Smiling more readily.

Paying attention in line at Starbucks, instead of burying my head in a book, and changes are happening. It wasn’t that I felt bad about myself before, because I didn’t, but it’s more that I felt doomed to contentment. Not like now, when I am ready for excitement.

It’s showing because I feel it, deep down in my bones, solid and sure.

Ashley narrows her eyes at me. “Are you sure?”

“Yeah, of course, what could be going on?” I keep my tone innocent and light. Not wanting to alert her.

“I don’t know, you seem different.” Ashley shifts through a rack of dresses, little black numbers I’d have deemed un-wearable a month ago.

Today, a dress catches my eye. It’s fun and flirty, strapless and form fitting through the waist before flaring at the hips and ending mid-thigh. It’s not something I’d dreamed of even trying on, because I’d never wanted to call attention to my chest and wore loose things to hide my curves. But every time I’m naked under Xavier’s hands, he skims his palm down the slope of my waist and says in an awe-filled voice, “Your waist is so tiny. So pretty.

It’s made me question why I’m hiding. For the first time I’m starting to wonder what it would be like to show off.

I touch the fabric. It’s clingy with a touch of spandex. I like it. I want to go somewhere I can wear it. I want to know what it would look like on me.

“Nope. Nothing. Just school, and parents, and kids.” I bite my lip and start shuffling through the hangers until I locate my size. I pluck it from the rack and announce, “I’m going to try this on.”

Ashley blinks at me before saying slowly, “You are?”

I nod. What’s the worst that can happen? It will look horrible on me. So what? But it might look awesome on me too, and I can’t help thinking about what my Aunt Bea always says, that luck happens to the prepared. I might not have any place to wear it, but if I buy it, maybe the opportunity will come to me. I straighten my shoulders. “Yeah, I am.”

Ashley’s expression creases with suspicion. “It’s not something you normally wear.”

I smile. “I wanted to try something different. It’s pretty, don’t you think?”

“I do, it will look great on you.

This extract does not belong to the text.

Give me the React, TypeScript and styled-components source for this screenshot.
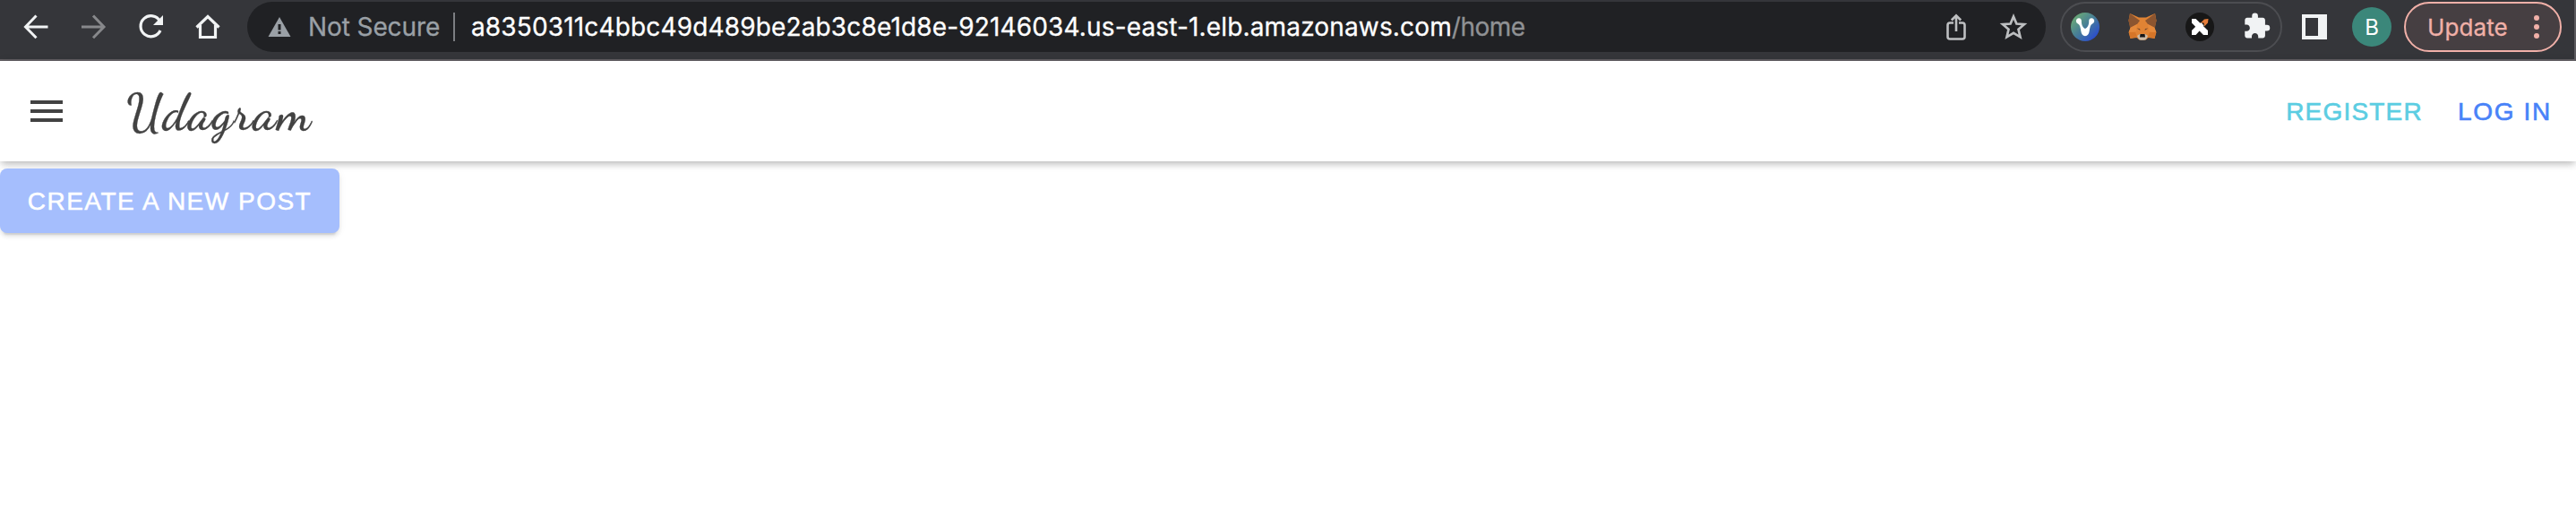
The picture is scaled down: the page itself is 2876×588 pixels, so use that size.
import React from "react";
import styled, { createGlobalStyle } from "styled-components";

const GlobalStyle = createGlobalStyle`
  *, *::before, *::after { box-sizing: border-box; }
  body { margin: 0; background: #fff; -webkit-font-smoothing: antialiased; }
  button { border: 0; padding: 0; background: none; font: inherit; }
`;

const Page = styled.div`
  min-height: 588px;
  background: #fff;
`;

const BrowserBar = styled.header`
  display: flex;
  align-items: flex-start;
  height: 68px;
  padding: 2px 14px 0 20px;
  background: #35363a;
  border-bottom: 2px solid #625f63;
  border-right: 2px solid #5c5b5f;
  font-family: Inter, sans-serif;
`;

const NavButtons = styled.nav`
  display: flex;
  gap: 24px;
  width: 256px;
  height: 56px;
  align-items: center;
`;

const NavButton = styled.button<{ $dim?: boolean }>`
  width: 40px;
  height: 40px;
  color: ${(p) => (p.$dim ? "#87888b" : "#f1f3f4")};
`;

const Glyph = styled.svg`
  display: block;
  overflow: visible;
`;

const Omnibox = styled.div`
  display: flex;
  align-items: center;
  width: 2008px;
  height: 56px;
  padding: 0 16px 0 23px;
  border-radius: 28px;
  background: #202124;
`;

const SecurityLabel = styled.span`
  width: 162px;
  margin-left: 19px;
  color: #9aa0a6;
  font-size: 28px;
  line-height: 56px;
  letter-spacing: -0.1px;
  white-space: nowrap;
  -webkit-text-stroke: 0.3px currentColor;
`;

const Divider = styled.i`
  width: 2px;
  height: 32px;
  background: #7c7e82;
`;

const Address = styled.span`
  flex: 1;
  margin-left: 18px;
  color: #fff;
  font-size: 28px;
  line-height: 56px;
  letter-spacing: 0.15px;
  white-space: nowrap;
  -webkit-text-stroke: 0.3px currentColor;
`;

const Path = styled.span`
  color: #8f9194;
  letter-spacing: -0.5px;
`;

const OmniboxActions = styled.div`
  display: flex;
  gap: 24px;
  color: #bdbfc1;
`;

const Extensions = styled.div`
  display: flex;
  align-items: center;
  gap: 32px;
  width: 248px;
  height: 56px;
  margin-left: 16px;
  padding-left: 10px;
  border: 2px solid #4c4d51;
  border-radius: 28px;
`;

const PanelIcon = styled.i`
  width: 28px;
  height: 28px;
  margin: 14px 28px 0 22px;
  border: 4px solid #f1f3f4;
  border-right-width: 10px;
`;

const Avatar = styled.div`
  width: 44px;
  height: 44px;
  margin: 6px 14px 0 0;
  border-radius: 50%;
  background: #3b877a;
  color: #fff;
  font-size: 24px;
  line-height: 45px;
  text-align: center;
`;

const UpdateButton = styled.button`
  display: flex;
  align-items: center;
  justify-content: space-between;
  width: 176px;
  height: 56px;
  padding: 0 23px 0 24px;
  border: 2px solid #f0b0a8;
  border-radius: 28px;
  background: #463f42;
  color: #f0b0a8;
  font-size: 26px;
  letter-spacing: 0.1px;
  -webkit-text-stroke: 0.3px currentColor;
`;

const Dots = styled.span`
  display: grid;
  gap: 4px;
  & > i { width: 6px; height: 6px; border-radius: 50%; background: #f0b0a8; }
`;

const AppHeader = styled.header`
  display: flex;
  align-items: center;
  height: 112px;
  padding: 0 27px 0 34px;
  background: #fff;
  box-shadow: 0 4px 8px -2px rgba(0, 0, 0, 0.2), 0 2px 10px rgba(0, 0, 0, 0.14);
`;

const MenuButton = styled.button`
  display: grid;
  gap: 6px;
  width: 36px;
  & > i { height: 4px; background: #424242; }
`;

const Brand = styled.h1`
  margin: 0 auto 0 71px;
  padding-top: 3px;
  color: #424242;
  font: 500 57px/80px "Dancing Script", cursive;
  letter-spacing: 1.6px;
  -webkit-text-stroke: 0.3px currentColor;
`;

const AuthLink = styled.button<{ $tone: string; $spacing: number }>`
  margin-left: 39px;
  padding-top: 2px;
  color: ${(p) => p.$tone};
  font: 400 28px/56px "Liberation Sans", sans-serif;
  letter-spacing: ${(p) => p.$spacing}px;
  -webkit-text-stroke: 0.6px currentColor;
`;

const Content = styled.main`
  padding-top: 8px;
`;

const CreateButton = styled.button`
  display: block;
  width: 379px;
  height: 72px;
  padding-top: 2px;
  border-radius: 8px;
  background: #a5befd;
  box-shadow: 0 6px 2px -4px rgba(0, 0, 0, 0.1), 0 4px 4px rgba(0, 0, 0, 0.07), 0 2px 10px rgba(0, 0, 0, 0.06);
  color: #fff;
  font: 400 28px/70px "Liberation Sans", sans-serif;
  letter-spacing: 1.5px;
  -webkit-text-stroke: 0.5px currentColor;
`;

const BackIcon = () => (
  <Glyph width="40" height="40" fill="none" stroke="currentColor" strokeWidth="3">
    <path d="M33.5 20H9M20.5 7.5L8.5 20l12 12.2" />
  </Glyph>
);

const ForwardIcon = () => (
  <Glyph width="40" height="40" fill="none" stroke="currentColor" strokeWidth="3">
    <path d="M7 20h24.500M20 7.500L32 20L20 32.200" />
  </Glyph>
);

const ReloadIcon = () => (
  <Glyph width="40" height="40" fill="none" stroke="currentColor" strokeWidth="3.200">
    <path d="M30.500 13.500A11.500 11.500 0 1 0 31 24" />
    <path d="M34 7v11H23z" fill="currentColor" stroke="none" />
  </Glyph>
);

const HomeIcon = () => (
  <Glyph width="40" height="40" fill="none" stroke="currentColor" strokeWidth="3.200">
    <path d="M7.500 20.500L20 8.500l12.500 12M11.500 18v13.500h17V18" />
  </Glyph>
);

const WarningIcon = () => (
  <Glyph width="26" height="22" viewBox="0 0 26 22">
    <path d="M13 0l12.500 22H.5z" fill="#9aa0a6" />
    <path d="M11.500 8h3v6.500h-3zM11.500 16h3v3h-3z" fill="#202124" />
  </Glyph>
);

const ShareIcon = () => (
  <Glyph width="40" height="40" fill="none" stroke="currentColor" strokeWidth="2.600">
    <path d="M17 15.500h-4a2.500 2.500 0 0 0-2.500 2.500v13a2.500 2.500 0 0 0 2.500 2.500h14a2.500 2.500 0 0 0 2.500-2.500V18a2.500 2.500 0 0 0-2.500-2.500h-4M20 25V8M14.800 12.500L20 7.300l5.200 5.200" />
  </Glyph>
);

const StarIcon = () => (
  <Glyph width="40" height="40" fill="none" stroke="currentColor" strokeWidth="2.700">
    <path d="M20 8.500l3.400 8 8.600.7-6.500 5.600 2 8.500L20 26.800l-7.500 4.500 2-8.500L8 17.200l8.600-.7z" />
  </Glyph>
);

const SwirlExtension = () => (
  <Glyph width="32" height="32">
    <defs>
      <linearGradient id="swirl" x1="0" y1="0" x2="1" y2="1">
        <stop offset="0.120" stopColor="#6aa976" />
        <stop offset="0.500" stopColor="#467c98" />
        <stop offset="0.850" stopColor="#2c4fcb" />
      </linearGradient>
    </defs>
    <circle cx="16" cy="16" r="16" fill="url(#swirl)" />
    <path d="M9 6.200c2 0 3.100 1.600 2.900 3.500-.2 3 1.300 7.500 4.100 8.200 2.900-.7 4.400-5.200 4.200-8.200-.2-1.900 1-3.500 2.900-3.500s3.100 1.400 3.100 3-.8 2.600-2.200 3.200c-2.300 1.200-2.700 4.300-3.300 8.200-.4 3.500-1.900 5.600-4.700 5.600s-4.300-2.100-4.700-5.600c-.6-3.900-1-7-3.300-8.200-1.400-.6-2.100-1.700-2.100-3.200s1.200-3 3.100-3z" fill="#fff" />
  </Glyph>
);

const FoxExtension = () => (
  <Glyph width="32" height="32">
    <path d="M2 1l10 4.500h8L30 1l1.500 8-2 8 2 5-2 7-7-1-3 2.500h-7L9.500 28l-7 1-2-7 2-5-2-8z" fill="#e08334" />
    <path d="M2 1l11 8-3 4-8 4-1.500-8zM30 1L19 9l3 4 8 4 1.500-8z" fill="#8b5530" />
    <path d="M2.500 17L10 13l-1 8-8 1zM29.500 17L22 13l1 8 8 1z" fill="#e58a3c" />
    <path d="M1 22h7l2 5-7.500 2zM31 22h-7l-2 5 7.500 2z" fill="#d57528" />
    <path d="M9.500 17.500l3.500.5.500 2zM22.500 17.500L19 18l-.5 2z" fill="#70472e" />
    <path d="M10 26l3-2h6l3 2-2 4-2 .700h-4L12 30z" fill="#cbbba8" />
    <path d="M13.500 24h5l.5 3.500h-6z" fill="#161616" />
  </Glyph>
);

const CrossExtension = () => (
  <Glyph width="32" height="32">
    <circle cx="16" cy="16" r="16" fill="#171717" />
    <path d="M7 7h4.500L25 20v5h-5L7 11.500z" fill="#fff" />
    <path d="M7 25v-5l6-6 4.500 4.500-6 6.500z" fill="#fff" />
    <path d="M15.500 12.500l2-1.500 3 3.500-2 2.500z" fill="#fff" />
    <path d="M17 11.500L21 7.500l4.500-.500-.500 4.500-4 4-.500-4z" fill="#e57d3a" />
  </Glyph>
);

const PuzzleIcon = () => (
  <Glyph width="32" height="32" viewBox="0.3 0.6 24 24">
    <path d="M20.500 11H19V7c0-1.100-.9-2-2-2h-4V3.500a2.500 2.500 0 0 0-5 0V5H4c-1.100 0-1.990.9-1.990 2v3.800H3.500c1.490 0 2.700 1.210 2.700 2.700s-1.210 2.700-2.700 2.700H2V20c0 1.100.9 2 2 2h3.800v-1.500c0-1.490 1.210-2.700 2.700-2.700s2.700 1.210 2.700 2.700V22H17c1.100 0 2-.9 2-2v-4h1.500a2.500 2.500 0 0 0 0-5z" fill="#f1f3f4" />
  </Glyph>
);

export default function App() {
  return (
    <Page>
      <GlobalStyle />
      <BrowserBar>
        <NavButtons>
          <NavButton aria-label="Back"><BackIcon /></NavButton>
          <NavButton aria-label="Forward" $dim><ForwardIcon /></NavButton>
          <NavButton aria-label="Reload"><ReloadIcon /></NavButton>
          <NavButton aria-label="Home"><HomeIcon /></NavButton>
        </NavButtons>
        <Omnibox>
          <WarningIcon />
          <SecurityLabel>Not Secure</SecurityLabel>
          <Divider />
          <Address>
            a8350311c4bbc49d489be2ab3c8e1d8e-92146034.us-east-1.elb.amazonaws.com<Path>/home</Path>
          </Address>
          <OmniboxActions>
            <ShareIcon />
            <StarIcon />
          </OmniboxActions>
        </Omnibox>
        <Extensions>
          <SwirlExtension />
          <FoxExtension />
          <CrossExtension />
          <PuzzleIcon />
        </Extensions>
        <PanelIcon />
        <Avatar>B</Avatar>
        <UpdateButton>
          Update
          <Dots><i /><i /><i /></Dots>
        </UpdateButton>
      </BrowserBar>
      <AppHeader>
        <MenuButton aria-label="Menu"><i /><i /><i /></MenuButton>
        <Brand>Udagram</Brand>
        <AuthLink $tone="#5bcde2" $spacing={1.2}>REGISTER</AuthLink>
        <AuthLink $tone="#4882f8" $spacing={1.7}>LOG IN</AuthLink>
      </AppHeader>
      <Content>
        <CreateButton>CREATE A NEW POST</CreateButton>
      </Content>
    </Page>
  );
}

I’ve always said you should stop hiding.”

I hold it up to me, pulling the seams, judging it will fit over my expansive chest. “I haven’t been hiding.”

But maybe I have been. I’ve always been attracted to risk and excitement, to grand adventure, but really, what have I ever done? Instead of going for it, I’ve been sitting back dreaming and wistful, deeming it for someone other than me. I see my mistake now.

And that’s the best thing Xavier has done for me. He’s given me a taste of life, and I have no intention of going back. Yes, my time with him, trapped in the bubble of my apartment, will end. But this feeling won’t. I’m going to capture it and hold it to me. Cultivate and grow it, until it becomes a part of me.

Ashley grins at me. “Is this about a man?”

I roll my eyes at her, shaking my head. “You know, Ash, not everything in life is about guys.”

“I know that!” Ashley picks up her own slinky dress that will look fantastic on her lean frame. “Believe me, I’ve learned. I just thought you might be wanting the dress for something, or someone special.”

“I do.” I hug the garment close, anticipation hot and thick in my chest. “Me.”

She laughs. “That’s the best reason of all.”

It is. I turn on my heel. “Come on, let’s go try them on.”

“I’m game.”

We head to the dressing room and five minutes later I’m staring at myself in the mirror. I’m in love. What a shame it would have been never to try this on. I twirl, and the skirt flares around my thighs before it settles.

I’m buying it. And a pair of shoes.

Because goddamn it, I’m wearing this, even if I have to go somewhere myself.

There’s a knock at the door and Ashley calls out, “Can I see?”

I open the dressing room, and step out. Ashley is standing there, looking like a million dollars in her slip of a dress, but instead of the normal spike of envy at her genetic fortune, I laugh and spin again. “Do you like?”

She puts her hands on her hips. “You’re getting it.”

“I am.”

“You look fantastic.”

I grin, and tuck a lock of my curly hair behind my ear. “We need shoes. High ones that go on for miles.”

“Do we ever.”

We go back into our rooms and I take one more look before I strip out of it. Now all I need is a place to wear it. But wear it I will, the sooner the better.

It’s time to create my own adventure.